- GOAL -
Repeat the listing that follows, character for character, minus the pictures.

- DATASET EXCERPT -
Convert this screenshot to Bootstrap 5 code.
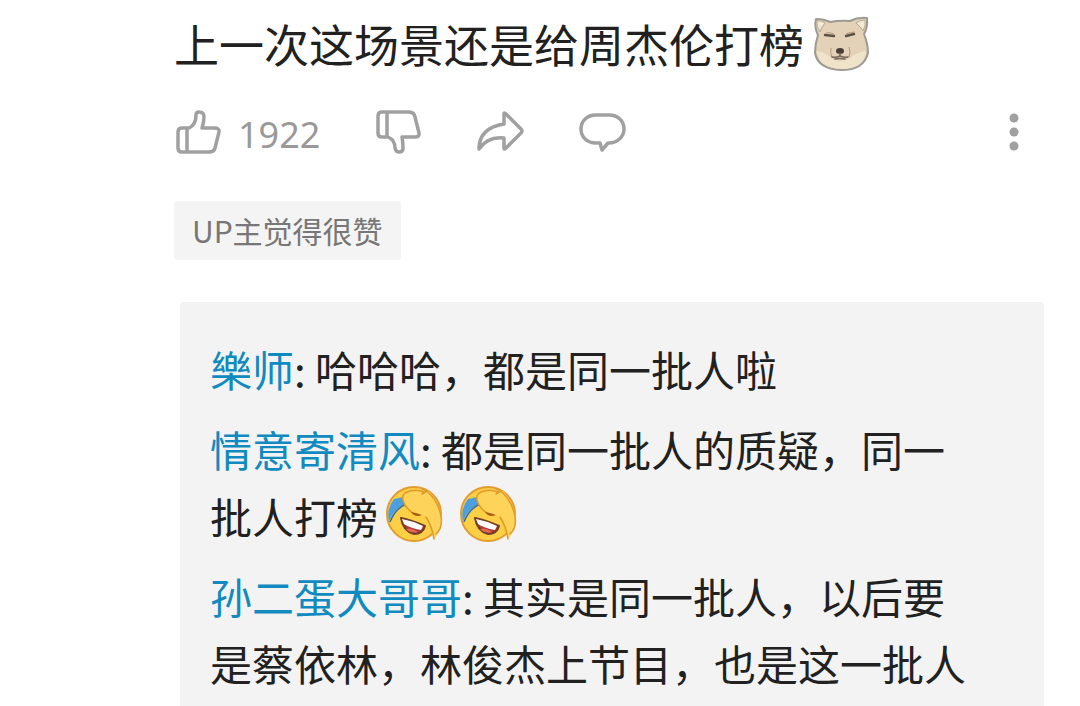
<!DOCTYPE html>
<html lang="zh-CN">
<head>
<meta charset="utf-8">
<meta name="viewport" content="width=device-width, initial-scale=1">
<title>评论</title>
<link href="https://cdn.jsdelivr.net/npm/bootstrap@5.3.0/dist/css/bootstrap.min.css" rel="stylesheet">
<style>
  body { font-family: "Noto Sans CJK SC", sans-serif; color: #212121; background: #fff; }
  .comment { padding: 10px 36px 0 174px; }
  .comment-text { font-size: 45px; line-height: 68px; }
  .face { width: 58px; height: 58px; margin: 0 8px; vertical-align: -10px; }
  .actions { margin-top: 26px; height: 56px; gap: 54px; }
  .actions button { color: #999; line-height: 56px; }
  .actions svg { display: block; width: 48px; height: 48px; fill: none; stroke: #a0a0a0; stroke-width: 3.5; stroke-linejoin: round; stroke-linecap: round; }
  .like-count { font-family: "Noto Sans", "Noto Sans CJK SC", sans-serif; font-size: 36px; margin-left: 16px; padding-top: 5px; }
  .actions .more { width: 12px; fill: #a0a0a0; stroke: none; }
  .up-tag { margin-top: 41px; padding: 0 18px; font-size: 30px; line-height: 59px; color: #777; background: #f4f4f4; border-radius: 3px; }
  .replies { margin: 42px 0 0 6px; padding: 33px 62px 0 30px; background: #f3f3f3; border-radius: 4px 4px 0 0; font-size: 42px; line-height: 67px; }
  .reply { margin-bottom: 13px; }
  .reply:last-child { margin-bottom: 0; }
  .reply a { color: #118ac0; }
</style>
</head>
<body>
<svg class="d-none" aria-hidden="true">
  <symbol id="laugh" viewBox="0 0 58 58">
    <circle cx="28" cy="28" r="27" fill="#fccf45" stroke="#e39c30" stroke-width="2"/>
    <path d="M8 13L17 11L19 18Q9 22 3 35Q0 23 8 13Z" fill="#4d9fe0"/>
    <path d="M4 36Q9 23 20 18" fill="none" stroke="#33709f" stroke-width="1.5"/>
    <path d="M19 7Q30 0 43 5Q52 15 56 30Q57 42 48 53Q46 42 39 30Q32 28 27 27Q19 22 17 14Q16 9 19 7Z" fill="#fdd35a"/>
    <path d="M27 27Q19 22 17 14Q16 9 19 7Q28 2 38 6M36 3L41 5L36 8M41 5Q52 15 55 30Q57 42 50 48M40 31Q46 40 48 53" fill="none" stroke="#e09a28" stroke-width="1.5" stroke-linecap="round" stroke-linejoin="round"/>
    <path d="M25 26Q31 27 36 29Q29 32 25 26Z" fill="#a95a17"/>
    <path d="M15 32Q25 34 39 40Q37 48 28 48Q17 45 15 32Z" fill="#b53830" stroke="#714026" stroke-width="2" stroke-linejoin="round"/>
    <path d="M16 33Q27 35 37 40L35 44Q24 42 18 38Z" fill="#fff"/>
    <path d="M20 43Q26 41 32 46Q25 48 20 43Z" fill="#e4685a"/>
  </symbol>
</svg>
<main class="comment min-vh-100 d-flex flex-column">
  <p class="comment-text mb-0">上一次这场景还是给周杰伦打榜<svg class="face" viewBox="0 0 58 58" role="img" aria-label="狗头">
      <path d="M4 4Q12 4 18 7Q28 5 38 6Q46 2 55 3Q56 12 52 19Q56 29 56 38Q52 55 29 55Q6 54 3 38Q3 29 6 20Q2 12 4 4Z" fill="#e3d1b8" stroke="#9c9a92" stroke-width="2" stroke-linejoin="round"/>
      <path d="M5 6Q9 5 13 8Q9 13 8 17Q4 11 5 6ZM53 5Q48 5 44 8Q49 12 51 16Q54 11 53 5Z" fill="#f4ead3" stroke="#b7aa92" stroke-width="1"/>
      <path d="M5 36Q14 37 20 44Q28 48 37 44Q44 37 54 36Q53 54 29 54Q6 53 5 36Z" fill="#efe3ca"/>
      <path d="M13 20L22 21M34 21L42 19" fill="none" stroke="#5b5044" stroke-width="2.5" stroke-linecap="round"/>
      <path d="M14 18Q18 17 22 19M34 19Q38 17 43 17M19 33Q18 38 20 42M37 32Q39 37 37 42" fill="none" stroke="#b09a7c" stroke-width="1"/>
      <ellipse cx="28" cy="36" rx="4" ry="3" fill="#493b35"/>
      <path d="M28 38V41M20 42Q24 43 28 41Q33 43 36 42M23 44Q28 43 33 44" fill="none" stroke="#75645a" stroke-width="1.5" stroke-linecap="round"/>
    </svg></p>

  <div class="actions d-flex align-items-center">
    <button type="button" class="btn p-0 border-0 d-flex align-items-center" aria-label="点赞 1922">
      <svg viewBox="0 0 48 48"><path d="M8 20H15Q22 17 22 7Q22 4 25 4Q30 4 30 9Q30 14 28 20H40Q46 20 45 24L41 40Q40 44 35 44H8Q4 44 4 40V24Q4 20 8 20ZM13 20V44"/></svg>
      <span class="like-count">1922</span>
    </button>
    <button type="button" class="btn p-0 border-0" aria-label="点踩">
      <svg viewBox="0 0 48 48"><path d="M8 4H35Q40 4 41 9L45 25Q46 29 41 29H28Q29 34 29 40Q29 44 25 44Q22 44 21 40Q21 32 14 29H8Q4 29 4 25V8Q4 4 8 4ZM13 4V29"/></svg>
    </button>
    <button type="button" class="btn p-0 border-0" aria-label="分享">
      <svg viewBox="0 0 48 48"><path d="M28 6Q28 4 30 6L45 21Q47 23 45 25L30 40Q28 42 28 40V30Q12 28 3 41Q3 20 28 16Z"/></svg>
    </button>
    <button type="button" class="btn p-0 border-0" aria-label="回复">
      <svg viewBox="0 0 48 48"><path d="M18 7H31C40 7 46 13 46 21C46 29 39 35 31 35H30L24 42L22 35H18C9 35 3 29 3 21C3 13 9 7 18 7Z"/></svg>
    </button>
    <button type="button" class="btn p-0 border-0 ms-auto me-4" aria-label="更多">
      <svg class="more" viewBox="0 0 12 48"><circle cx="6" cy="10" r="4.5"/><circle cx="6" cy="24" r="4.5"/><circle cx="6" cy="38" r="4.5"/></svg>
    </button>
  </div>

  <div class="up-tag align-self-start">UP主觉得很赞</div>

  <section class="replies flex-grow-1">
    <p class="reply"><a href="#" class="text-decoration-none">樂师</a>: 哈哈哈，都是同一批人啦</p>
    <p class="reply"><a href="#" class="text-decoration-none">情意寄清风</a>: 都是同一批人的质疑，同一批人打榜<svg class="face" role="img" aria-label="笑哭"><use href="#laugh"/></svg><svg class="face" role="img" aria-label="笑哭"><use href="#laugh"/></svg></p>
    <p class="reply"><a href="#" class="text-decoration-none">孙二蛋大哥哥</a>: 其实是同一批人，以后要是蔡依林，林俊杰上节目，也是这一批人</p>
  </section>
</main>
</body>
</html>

- WRITTEN ANSWER -
Convert this screenshot to Bootstrap 5 code.
<!DOCTYPE html>
<html lang="zh-CN">
<head>
<meta charset="utf-8">
<meta name="viewport" content="width=device-width, initial-scale=1">
<title>评论</title>
<link href="https://cdn.jsdelivr.net/npm/bootstrap@5.3.0/dist/css/bootstrap.min.css" rel="stylesheet">
<style>
  body { font-family: "Noto Sans CJK SC", sans-serif; color: #212121; background: #fff; }
  .comment { padding: 10px 36px 0 174px; }
  .comment-text { font-size: 45px; line-height: 68px; }
  .face { width: 58px; height: 58px; margin: 0 8px; vertical-align: -10px; }
  .actions { margin-top: 26px; height: 56px; gap: 54px; }
  .actions button { color: #999; line-height: 56px; }
  .actions svg { display: block; width: 48px; height: 48px; fill: none; stroke: #a0a0a0; stroke-width: 3.5; stroke-linejoin: round; stroke-linecap: round; }
  .like-count { font-family: "Noto Sans", "Noto Sans CJK SC", sans-serif; font-size: 36px; margin-left: 16px; padding-top: 5px; }
  .actions .more { width: 12px; fill: #a0a0a0; stroke: none; }
  .up-tag { margin-top: 41px; padding: 0 18px; font-size: 30px; line-height: 59px; color: #777; background: #f4f4f4; border-radius: 3px; }
  .replies { margin: 42px 0 0 6px; padding: 33px 62px 0 30px; background: #f3f3f3; border-radius: 4px 4px 0 0; font-size: 42px; line-height: 67px; }
  .reply { margin-bottom: 13px; }
  .reply:last-child { margin-bottom: 0; }
  .reply a { color: #118ac0; }
</style>
</head>
<body>
<svg class="d-none" aria-hidden="true">
  <symbol id="laugh" viewBox="0 0 58 58">
    <circle cx="28" cy="28" r="27" fill="#fccf45" stroke="#e39c30" stroke-width="2"/>
    <path d="M8 13L17 11L19 18Q9 22 3 35Q0 23 8 13Z" fill="#4d9fe0"/>
    <path d="M4 36Q9 23 20 18" fill="none" stroke="#33709f" stroke-width="1.5"/>
    <path d="M19 7Q30 0 43 5Q52 15 56 30Q57 42 48 53Q46 42 39 30Q32 28 27 27Q19 22 17 14Q16 9 19 7Z" fill="#fdd35a"/>
    <path d="M27 27Q19 22 17 14Q16 9 19 7Q28 2 38 6M36 3L41 5L36 8M41 5Q52 15 55 30Q57 42 50 48M40 31Q46 40 48 53" fill="none" stroke="#e09a28" stroke-width="1.5" stroke-linecap="round" stroke-linejoin="round"/>
    <path d="M25 26Q31 27 36 29Q29 32 25 26Z" fill="#a95a17"/>
    <path d="M15 32Q25 34 39 40Q37 48 28 48Q17 45 15 32Z" fill="#b53830" stroke="#714026" stroke-width="2" stroke-linejoin="round"/>
    <path d="M16 33Q27 35 37 40L35 44Q24 42 18 38Z" fill="#fff"/>
    <path d="M20 43Q26 41 32 46Q25 48 20 43Z" fill="#e4685a"/>
  </symbol>
</svg>
<main class="comment min-vh-100 d-flex flex-column">
  <p class="comment-text mb-0">上一次这场景还是给周杰伦打榜<svg class="face" viewBox="0 0 58 58" role="img" aria-label="狗头">
      <path d="M4 4Q12 4 18 7Q28 5 38 6Q46 2 55 3Q56 12 52 19Q56 29 56 38Q52 55 29 55Q6 54 3 38Q3 29 6 20Q2 12 4 4Z" fill="#e3d1b8" stroke="#9c9a92" stroke-width="2" stroke-linejoin="round"/>
      <path d="M5 6Q9 5 13 8Q9 13 8 17Q4 11 5 6ZM53 5Q48 5 44 8Q49 12 51 16Q54 11 53 5Z" fill="#f4ead3" stroke="#b7aa92" stroke-width="1"/>
      <path d="M5 36Q14 37 20 44Q28 48 37 44Q44 37 54 36Q53 54 29 54Q6 53 5 36Z" fill="#efe3ca"/>
      <path d="M13 20L22 21M34 21L42 19" fill="none" stroke="#5b5044" stroke-width="2.5" stroke-linecap="round"/>
      <path d="M14 18Q18 17 22 19M34 19Q38 17 43 17M19 33Q18 38 20 42M37 32Q39 37 37 42" fill="none" stroke="#b09a7c" stroke-width="1"/>
      <ellipse cx="28" cy="36" rx="4" ry="3" fill="#493b35"/>
      <path d="M28 38V41M20 42Q24 43 28 41Q33 43 36 42M23 44Q28 43 33 44" fill="none" stroke="#75645a" stroke-width="1.5" stroke-linecap="round"/>
    </svg></p>

  <div class="actions d-flex align-items-center">
    <button type="button" class="btn p-0 border-0 d-flex align-items-center" aria-label="点赞 1922">
      <svg viewBox="0 0 48 48"><path d="M8 20H15Q22 17 22 7Q22 4 25 4Q30 4 30 9Q30 14 28 20H40Q46 20 45 24L41 40Q40 44 35 44H8Q4 44 4 40V24Q4 20 8 20ZM13 20V44"/></svg>
      <span class="like-count">1922</span>
    </button>
    <button type="button" class="btn p-0 border-0" aria-label="点踩">
      <svg viewBox="0 0 48 48"><path d="M8 4H35Q40 4 41 9L45 25Q46 29 41 29H28Q29 34 29 40Q29 44 25 44Q22 44 21 40Q21 32 14 29H8Q4 29 4 25V8Q4 4 8 4ZM13 4V29"/></svg>
    </button>
    <button type="button" class="btn p-0 border-0" aria-label="分享">
      <svg viewBox="0 0 48 48"><path d="M28 6Q28 4 30 6L45 21Q47 23 45 25L30 40Q28 42 28 40V30Q12 28 3 41Q3 20 28 16Z"/></svg>
    </button>
    <button type="button" class="btn p-0 border-0" aria-label="回复">
      <svg viewBox="0 0 48 48"><path d="M18 7H31C40 7 46 13 46 21C46 29 39 35 31 35H30L24 42L22 35H18C9 35 3 29 3 21C3 13 9 7 18 7Z"/></svg>
    </button>
    <button type="button" class="btn p-0 border-0 ms-auto me-4" aria-label="更多">
      <svg class="more" viewBox="0 0 12 48"><circle cx="6" cy="10" r="4.5"/><circle cx="6" cy="24" r="4.5"/><circle cx="6" cy="38" r="4.5"/></svg>
    </button>
  </div>

  <div class="up-tag align-self-start">UP主觉得很赞</div>

  <section class="replies flex-grow-1">
    <p class="reply"><a href="#" class="text-decoration-none">樂师</a>: 哈哈哈，都是同一批人啦</p>
    <p class="reply"><a href="#" class="text-decoration-none">情意寄清风</a>: 都是同一批人的质疑，同一批人打榜<svg class="face" role="img" aria-label="笑哭"><use href="#laugh"/></svg><svg class="face" role="img" aria-label="笑哭"><use href="#laugh"/></svg></p>
    <p class="reply"><a href="#" class="text-decoration-none">孙二蛋大哥哥</a>: 其实是同一批人，以后要是蔡依林，林俊杰上节目，也是这一批人</p>
  </section>
</main>
</body>
</html>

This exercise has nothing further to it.